The low point and the renaissance
I became an eyesore in Kitzbühel. In the 1990s, I turned into a refuge for the homeless, drug addicts and hooligan youths. As if that weren’t bad enough, on 5 December 1991, Georg Perauer, the former garage attendant and caretaker for Dr Ekkehard Kofler, was murdered with two shots in the garage behind the Park Hotel. Many theories and accusations circulated. But the perpetrator has still not been found. And to top it all off, I also had to endure the fire in my roof truss in February 1994.
Fortunately, after rain comes sunshine. And for me, that sunshine has a name: Ernst Freiberger. He recognised my potential and had the patience, money and contacts to resolve all the confusion surrounding me, and bought me along with the land. On 2 January 1996, he made it official via a press release and promised: “This is how Kitzbühel will regain what it once possessed and has long missed – a premier destination for discerning tourists, businesspeople and international conferences: a grand hotel with tradition and a modern ambience.”
As we know today, he was unable to fully fulfil that promise. Too many obstacles were placed in the path of the dedicated entrepreneur Ernst Freiberger. Unfortunately, the planned 5-star hotel with 150 rooms, a conference centre for 1,000 participants and the 5-star sports rehabilitation clinic never came to fruition.
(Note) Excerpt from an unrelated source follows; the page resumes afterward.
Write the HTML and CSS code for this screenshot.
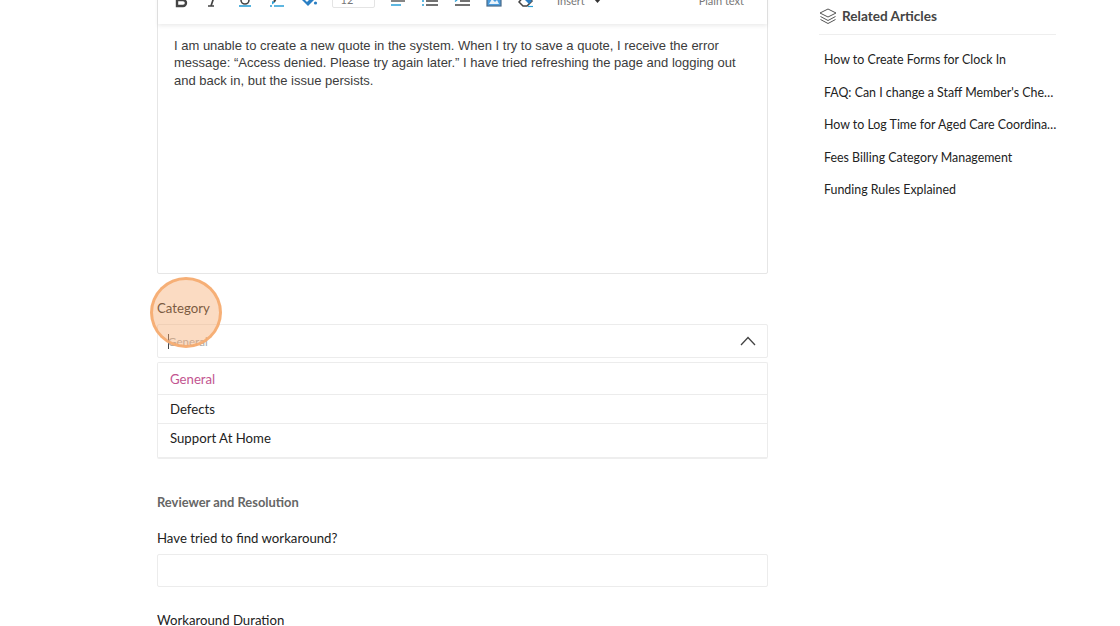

But he was tenacious enough and, together with Prof. Dr Herbert Henzler, found a solution that could be realised: in 1998, the gutting of my building began. I was carefully restored. In particular, the former Great Hall with its precious wooden ceiling has since shone as brightly as it once did. In February 1999, the work was completed, and I was opened in all my splendour: not as a hotel, but as a place of intellect and education. Since then, up to 100 young managers from all over the world have been coming to me every week. They appreciate the historic surroundings, the tranquillity of the park and the central location in Kitzbühel. For over 25 years, I have embodied the McKinsey Alpine University, a management learning centre at the Grand Hotel Kitzbühel.